Reproduce each line from the records that holds "styles".
§
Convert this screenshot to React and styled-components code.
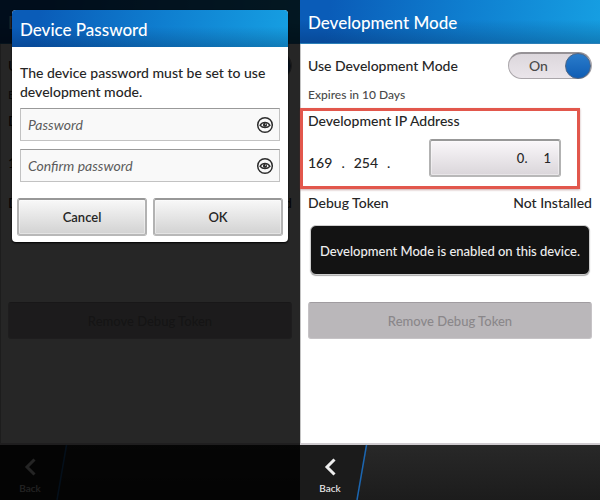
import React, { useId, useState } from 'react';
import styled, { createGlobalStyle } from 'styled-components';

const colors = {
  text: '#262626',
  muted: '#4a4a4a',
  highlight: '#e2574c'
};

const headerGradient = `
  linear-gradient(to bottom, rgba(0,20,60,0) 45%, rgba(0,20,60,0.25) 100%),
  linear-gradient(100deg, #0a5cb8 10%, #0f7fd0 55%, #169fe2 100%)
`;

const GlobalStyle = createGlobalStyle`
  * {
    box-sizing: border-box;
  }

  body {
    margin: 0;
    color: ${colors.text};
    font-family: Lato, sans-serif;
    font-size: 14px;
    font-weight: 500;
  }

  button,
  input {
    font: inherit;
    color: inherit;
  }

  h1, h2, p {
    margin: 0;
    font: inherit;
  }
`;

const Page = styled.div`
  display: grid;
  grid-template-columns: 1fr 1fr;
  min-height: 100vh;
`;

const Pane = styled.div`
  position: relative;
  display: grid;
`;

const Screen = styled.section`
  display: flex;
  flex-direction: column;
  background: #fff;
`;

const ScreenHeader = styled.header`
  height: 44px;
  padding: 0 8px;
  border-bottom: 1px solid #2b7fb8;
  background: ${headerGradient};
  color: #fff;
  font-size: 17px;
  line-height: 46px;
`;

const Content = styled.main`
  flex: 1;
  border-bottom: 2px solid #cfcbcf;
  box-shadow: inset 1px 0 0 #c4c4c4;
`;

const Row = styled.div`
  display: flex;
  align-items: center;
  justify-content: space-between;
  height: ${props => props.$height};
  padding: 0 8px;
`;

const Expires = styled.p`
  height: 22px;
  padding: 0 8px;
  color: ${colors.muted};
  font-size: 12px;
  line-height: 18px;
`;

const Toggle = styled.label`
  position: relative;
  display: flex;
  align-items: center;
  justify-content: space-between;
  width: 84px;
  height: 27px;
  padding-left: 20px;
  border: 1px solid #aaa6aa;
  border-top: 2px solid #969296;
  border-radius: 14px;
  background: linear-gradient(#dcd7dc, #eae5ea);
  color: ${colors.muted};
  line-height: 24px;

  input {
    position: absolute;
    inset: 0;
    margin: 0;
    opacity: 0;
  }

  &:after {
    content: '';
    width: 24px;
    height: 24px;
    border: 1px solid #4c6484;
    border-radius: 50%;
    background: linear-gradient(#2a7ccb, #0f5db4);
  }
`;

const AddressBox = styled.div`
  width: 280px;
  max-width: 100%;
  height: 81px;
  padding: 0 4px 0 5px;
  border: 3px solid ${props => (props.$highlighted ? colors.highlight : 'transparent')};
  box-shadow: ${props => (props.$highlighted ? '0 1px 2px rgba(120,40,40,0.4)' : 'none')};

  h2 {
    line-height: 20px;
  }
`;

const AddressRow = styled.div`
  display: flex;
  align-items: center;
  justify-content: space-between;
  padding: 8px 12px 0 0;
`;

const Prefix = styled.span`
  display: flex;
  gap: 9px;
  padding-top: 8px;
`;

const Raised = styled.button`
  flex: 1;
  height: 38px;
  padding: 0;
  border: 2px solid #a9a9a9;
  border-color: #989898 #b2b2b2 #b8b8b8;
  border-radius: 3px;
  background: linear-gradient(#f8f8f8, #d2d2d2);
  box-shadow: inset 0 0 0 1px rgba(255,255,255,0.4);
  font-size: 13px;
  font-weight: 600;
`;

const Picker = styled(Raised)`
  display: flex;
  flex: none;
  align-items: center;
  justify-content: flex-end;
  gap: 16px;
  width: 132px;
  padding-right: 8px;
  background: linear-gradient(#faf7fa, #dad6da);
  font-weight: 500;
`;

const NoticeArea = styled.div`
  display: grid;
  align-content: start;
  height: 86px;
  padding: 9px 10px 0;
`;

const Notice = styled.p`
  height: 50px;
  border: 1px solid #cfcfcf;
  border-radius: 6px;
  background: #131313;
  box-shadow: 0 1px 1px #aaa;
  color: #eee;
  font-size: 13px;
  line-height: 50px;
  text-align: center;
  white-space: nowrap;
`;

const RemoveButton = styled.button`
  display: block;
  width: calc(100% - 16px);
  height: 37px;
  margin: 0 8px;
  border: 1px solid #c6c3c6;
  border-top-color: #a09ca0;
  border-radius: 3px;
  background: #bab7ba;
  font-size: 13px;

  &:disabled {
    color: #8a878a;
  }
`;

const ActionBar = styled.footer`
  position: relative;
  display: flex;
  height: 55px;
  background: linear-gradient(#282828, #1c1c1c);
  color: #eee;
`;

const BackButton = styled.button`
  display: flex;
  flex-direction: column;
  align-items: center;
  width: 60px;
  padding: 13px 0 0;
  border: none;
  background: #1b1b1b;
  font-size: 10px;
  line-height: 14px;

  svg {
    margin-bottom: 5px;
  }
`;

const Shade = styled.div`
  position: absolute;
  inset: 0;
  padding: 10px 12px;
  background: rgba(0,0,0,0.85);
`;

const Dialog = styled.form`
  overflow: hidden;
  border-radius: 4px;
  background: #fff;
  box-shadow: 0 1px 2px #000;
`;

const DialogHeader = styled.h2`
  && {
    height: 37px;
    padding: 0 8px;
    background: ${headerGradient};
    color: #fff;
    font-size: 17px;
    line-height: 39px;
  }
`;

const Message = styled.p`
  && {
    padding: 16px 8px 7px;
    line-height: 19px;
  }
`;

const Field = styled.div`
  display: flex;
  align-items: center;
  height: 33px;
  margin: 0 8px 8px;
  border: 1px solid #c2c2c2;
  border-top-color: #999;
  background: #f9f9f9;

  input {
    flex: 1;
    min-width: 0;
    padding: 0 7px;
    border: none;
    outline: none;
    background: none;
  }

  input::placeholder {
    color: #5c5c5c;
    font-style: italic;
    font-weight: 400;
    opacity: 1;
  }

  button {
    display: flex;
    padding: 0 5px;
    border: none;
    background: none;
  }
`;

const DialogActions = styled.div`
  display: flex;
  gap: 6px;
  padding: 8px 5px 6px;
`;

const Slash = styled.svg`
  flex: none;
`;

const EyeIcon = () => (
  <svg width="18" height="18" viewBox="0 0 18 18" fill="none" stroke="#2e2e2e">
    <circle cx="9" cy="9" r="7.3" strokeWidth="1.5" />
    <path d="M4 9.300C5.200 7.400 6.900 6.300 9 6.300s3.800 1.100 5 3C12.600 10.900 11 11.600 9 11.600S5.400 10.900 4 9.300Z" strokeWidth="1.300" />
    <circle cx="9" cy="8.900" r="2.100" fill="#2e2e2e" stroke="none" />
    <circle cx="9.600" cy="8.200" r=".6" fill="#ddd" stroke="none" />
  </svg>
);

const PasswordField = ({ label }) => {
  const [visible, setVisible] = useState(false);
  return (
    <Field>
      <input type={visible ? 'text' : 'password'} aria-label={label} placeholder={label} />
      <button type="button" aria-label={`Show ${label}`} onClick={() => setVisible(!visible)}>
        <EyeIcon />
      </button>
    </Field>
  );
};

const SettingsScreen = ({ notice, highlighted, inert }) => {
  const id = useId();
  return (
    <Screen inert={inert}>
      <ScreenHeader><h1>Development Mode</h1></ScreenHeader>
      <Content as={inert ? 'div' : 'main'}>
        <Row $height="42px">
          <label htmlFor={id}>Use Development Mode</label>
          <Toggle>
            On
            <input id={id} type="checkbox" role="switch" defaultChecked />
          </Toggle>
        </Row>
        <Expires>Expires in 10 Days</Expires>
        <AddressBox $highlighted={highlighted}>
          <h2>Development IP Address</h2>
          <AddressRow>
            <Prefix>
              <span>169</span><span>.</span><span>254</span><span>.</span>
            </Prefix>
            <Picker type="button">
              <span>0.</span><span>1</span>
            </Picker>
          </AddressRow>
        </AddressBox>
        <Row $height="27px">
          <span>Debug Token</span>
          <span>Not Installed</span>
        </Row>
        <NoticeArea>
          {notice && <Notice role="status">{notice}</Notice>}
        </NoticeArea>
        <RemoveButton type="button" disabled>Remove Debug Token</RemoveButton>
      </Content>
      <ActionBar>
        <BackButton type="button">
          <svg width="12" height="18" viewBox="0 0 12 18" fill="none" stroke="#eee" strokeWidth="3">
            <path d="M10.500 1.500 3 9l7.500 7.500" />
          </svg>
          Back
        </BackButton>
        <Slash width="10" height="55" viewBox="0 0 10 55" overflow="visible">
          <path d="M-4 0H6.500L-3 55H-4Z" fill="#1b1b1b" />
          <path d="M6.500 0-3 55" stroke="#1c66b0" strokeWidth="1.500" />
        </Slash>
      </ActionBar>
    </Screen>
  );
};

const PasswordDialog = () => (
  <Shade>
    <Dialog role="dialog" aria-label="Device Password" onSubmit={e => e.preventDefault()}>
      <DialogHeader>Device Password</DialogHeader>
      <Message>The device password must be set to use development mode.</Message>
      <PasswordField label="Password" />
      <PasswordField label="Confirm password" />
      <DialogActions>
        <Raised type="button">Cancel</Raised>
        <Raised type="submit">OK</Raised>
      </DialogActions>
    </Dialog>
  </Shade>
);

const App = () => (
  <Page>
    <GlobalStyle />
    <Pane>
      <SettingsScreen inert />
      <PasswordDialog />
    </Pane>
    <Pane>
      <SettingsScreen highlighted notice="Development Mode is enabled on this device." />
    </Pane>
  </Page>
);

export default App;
§
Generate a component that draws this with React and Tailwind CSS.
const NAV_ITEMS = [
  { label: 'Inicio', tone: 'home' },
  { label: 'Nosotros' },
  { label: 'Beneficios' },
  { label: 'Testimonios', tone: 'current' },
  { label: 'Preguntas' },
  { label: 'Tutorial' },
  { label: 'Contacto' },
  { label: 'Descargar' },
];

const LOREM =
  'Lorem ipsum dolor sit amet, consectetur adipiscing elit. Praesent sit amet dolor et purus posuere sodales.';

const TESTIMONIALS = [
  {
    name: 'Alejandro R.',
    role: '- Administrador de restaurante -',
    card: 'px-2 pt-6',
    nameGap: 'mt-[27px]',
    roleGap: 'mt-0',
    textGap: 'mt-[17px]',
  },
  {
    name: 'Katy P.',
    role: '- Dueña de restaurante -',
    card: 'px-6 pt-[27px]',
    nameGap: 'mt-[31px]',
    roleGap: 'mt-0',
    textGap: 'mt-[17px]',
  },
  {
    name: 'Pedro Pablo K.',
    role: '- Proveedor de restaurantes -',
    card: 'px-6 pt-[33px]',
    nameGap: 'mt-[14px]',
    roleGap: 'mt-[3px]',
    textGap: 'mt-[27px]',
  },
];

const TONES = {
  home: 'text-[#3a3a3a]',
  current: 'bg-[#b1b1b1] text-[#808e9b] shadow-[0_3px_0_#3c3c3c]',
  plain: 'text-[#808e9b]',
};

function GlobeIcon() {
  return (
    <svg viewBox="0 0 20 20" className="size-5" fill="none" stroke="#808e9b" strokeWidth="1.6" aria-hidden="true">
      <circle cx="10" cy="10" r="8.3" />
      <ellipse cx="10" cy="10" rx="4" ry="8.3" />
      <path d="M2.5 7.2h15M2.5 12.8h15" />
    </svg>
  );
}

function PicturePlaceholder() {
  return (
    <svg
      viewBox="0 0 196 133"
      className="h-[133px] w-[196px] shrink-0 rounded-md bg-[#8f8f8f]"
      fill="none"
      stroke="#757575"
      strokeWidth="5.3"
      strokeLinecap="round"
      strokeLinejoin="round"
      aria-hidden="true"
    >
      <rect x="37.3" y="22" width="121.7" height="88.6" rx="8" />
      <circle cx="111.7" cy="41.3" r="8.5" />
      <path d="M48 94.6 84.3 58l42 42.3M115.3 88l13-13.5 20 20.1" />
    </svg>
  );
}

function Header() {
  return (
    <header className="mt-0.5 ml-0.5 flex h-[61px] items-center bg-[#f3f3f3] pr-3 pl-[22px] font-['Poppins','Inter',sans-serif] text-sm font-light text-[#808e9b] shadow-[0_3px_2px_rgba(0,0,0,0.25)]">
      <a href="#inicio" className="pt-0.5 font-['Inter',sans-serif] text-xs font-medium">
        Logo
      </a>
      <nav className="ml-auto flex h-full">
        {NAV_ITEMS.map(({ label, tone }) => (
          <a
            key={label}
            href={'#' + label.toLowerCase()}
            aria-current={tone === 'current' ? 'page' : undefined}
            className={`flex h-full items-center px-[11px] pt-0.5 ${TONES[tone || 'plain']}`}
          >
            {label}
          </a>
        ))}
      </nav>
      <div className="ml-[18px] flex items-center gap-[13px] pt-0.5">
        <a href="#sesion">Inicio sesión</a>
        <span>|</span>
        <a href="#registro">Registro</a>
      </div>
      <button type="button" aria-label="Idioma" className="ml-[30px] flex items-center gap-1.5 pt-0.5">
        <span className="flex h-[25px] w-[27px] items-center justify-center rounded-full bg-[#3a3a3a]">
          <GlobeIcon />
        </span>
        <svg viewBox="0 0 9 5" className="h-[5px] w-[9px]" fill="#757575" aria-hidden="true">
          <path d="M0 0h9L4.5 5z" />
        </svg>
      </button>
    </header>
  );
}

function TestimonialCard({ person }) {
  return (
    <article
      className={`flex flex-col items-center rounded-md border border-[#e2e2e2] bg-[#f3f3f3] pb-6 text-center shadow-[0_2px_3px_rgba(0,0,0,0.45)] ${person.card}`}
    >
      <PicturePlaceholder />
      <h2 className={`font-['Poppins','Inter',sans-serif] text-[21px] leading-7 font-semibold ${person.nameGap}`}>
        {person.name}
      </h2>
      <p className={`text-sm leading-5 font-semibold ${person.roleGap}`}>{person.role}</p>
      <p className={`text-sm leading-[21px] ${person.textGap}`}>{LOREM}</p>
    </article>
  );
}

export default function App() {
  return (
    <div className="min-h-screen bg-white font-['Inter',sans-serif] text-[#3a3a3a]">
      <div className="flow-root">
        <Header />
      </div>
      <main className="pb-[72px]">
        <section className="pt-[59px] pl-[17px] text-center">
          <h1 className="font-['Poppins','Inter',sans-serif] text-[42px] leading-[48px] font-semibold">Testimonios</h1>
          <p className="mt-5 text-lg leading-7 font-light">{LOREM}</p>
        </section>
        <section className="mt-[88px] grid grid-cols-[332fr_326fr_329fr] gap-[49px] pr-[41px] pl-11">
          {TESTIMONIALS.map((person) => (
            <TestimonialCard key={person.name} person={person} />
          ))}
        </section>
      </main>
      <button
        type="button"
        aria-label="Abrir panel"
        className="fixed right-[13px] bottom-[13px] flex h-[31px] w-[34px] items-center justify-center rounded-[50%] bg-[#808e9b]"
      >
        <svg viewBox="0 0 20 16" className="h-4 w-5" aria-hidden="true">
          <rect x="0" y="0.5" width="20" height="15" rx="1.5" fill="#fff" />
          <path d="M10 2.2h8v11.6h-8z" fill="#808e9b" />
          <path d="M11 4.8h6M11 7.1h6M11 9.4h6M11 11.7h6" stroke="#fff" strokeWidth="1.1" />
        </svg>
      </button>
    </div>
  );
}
§
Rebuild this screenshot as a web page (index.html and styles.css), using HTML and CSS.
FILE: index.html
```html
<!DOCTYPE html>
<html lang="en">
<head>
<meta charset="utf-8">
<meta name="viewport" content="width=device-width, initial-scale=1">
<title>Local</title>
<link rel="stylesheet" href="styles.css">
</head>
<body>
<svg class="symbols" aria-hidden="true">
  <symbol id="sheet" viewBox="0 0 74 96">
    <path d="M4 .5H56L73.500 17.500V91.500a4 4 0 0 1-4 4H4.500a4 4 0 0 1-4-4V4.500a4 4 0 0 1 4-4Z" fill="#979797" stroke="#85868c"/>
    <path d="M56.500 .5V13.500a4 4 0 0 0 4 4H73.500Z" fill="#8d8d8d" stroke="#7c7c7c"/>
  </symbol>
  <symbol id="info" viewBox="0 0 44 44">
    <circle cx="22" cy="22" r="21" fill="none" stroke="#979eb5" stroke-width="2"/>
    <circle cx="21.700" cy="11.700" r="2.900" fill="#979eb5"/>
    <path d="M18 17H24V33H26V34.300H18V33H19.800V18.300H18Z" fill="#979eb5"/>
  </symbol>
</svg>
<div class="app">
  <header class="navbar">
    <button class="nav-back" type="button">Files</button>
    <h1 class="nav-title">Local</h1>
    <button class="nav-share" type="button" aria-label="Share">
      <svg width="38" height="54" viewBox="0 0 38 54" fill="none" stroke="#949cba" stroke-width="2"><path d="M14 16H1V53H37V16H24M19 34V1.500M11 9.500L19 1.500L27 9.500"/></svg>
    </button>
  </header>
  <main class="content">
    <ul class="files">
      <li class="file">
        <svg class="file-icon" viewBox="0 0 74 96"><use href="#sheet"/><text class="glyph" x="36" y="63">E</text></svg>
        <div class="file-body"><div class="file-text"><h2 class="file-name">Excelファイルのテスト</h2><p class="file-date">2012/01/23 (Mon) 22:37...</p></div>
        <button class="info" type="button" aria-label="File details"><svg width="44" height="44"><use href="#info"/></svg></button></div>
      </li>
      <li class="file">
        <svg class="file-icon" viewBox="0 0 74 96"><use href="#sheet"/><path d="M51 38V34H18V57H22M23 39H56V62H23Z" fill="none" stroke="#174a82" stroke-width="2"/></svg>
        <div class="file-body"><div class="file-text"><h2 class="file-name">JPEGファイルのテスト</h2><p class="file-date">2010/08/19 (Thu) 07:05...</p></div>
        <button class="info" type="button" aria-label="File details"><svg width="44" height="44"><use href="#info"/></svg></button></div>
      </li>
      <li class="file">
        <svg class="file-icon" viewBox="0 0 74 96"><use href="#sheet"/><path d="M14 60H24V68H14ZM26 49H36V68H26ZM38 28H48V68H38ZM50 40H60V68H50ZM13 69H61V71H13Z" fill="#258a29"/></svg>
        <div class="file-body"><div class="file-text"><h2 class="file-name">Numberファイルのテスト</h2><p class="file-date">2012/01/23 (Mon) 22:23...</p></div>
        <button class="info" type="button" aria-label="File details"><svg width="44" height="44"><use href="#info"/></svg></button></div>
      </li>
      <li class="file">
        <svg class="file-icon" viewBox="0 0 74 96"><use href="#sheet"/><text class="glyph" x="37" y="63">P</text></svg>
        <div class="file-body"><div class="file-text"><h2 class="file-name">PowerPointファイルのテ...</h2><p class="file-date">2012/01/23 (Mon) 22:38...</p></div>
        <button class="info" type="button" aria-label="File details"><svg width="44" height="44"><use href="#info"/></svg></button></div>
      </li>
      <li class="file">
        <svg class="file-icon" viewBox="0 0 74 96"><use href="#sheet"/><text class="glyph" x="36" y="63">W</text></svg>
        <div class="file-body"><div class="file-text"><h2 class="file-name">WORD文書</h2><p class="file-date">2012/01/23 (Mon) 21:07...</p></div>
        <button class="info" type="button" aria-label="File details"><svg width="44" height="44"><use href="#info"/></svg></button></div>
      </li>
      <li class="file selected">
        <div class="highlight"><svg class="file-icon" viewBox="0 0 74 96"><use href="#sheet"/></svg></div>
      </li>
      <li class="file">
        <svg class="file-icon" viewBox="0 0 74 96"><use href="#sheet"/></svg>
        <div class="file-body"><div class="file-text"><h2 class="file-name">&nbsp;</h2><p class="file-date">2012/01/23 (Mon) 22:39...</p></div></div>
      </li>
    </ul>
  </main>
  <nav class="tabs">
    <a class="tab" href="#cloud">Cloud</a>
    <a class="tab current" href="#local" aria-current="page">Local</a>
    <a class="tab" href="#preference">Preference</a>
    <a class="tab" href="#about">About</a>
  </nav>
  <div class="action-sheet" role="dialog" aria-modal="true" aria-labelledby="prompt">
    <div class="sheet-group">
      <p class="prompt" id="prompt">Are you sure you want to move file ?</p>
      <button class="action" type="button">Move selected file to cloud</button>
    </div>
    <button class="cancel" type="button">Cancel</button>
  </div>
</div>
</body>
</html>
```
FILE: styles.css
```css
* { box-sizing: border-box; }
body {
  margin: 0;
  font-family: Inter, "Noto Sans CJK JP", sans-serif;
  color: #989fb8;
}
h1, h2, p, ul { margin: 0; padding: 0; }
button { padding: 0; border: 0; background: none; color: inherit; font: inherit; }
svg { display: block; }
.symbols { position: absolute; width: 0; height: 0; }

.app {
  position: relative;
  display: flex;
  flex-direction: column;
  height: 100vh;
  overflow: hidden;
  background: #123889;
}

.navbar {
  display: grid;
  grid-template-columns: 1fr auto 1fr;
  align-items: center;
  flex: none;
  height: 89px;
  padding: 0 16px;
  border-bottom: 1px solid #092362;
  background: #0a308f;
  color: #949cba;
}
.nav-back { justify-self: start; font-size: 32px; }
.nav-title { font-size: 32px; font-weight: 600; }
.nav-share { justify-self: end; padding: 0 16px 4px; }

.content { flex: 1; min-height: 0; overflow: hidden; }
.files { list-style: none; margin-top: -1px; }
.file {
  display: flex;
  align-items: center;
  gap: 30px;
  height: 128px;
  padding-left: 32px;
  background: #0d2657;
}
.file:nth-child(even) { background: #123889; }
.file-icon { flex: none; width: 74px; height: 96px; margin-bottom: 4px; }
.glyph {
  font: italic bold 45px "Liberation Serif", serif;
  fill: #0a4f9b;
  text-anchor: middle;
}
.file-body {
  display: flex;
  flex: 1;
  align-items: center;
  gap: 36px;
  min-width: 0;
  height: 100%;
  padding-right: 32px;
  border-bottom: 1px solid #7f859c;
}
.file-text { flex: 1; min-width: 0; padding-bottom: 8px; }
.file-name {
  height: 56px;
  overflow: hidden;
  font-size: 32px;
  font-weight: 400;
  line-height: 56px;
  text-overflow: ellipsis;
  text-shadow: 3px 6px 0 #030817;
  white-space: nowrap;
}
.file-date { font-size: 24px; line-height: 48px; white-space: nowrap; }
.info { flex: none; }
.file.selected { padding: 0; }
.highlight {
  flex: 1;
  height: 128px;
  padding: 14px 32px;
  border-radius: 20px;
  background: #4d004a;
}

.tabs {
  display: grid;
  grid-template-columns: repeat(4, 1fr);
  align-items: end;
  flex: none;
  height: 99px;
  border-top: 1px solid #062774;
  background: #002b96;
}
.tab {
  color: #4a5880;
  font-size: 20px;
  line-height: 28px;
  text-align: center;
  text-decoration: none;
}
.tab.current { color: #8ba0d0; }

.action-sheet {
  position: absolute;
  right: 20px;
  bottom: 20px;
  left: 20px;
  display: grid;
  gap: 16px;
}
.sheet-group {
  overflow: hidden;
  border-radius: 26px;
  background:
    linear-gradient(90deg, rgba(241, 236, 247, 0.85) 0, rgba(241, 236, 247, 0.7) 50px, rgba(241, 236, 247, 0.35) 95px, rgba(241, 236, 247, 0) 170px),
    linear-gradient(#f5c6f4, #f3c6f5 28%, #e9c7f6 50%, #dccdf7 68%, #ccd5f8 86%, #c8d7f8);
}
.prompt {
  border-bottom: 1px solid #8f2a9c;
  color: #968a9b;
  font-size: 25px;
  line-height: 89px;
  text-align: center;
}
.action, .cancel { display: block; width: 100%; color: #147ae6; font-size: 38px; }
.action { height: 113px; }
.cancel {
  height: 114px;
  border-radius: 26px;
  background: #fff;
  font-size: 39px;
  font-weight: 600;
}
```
§
*The answer*.
Rebuild this screenshot as a web page (index.html and styles.css), using HTML and CSS.
<link rel="stylesheet" href="styles.css">
FILE: styles.css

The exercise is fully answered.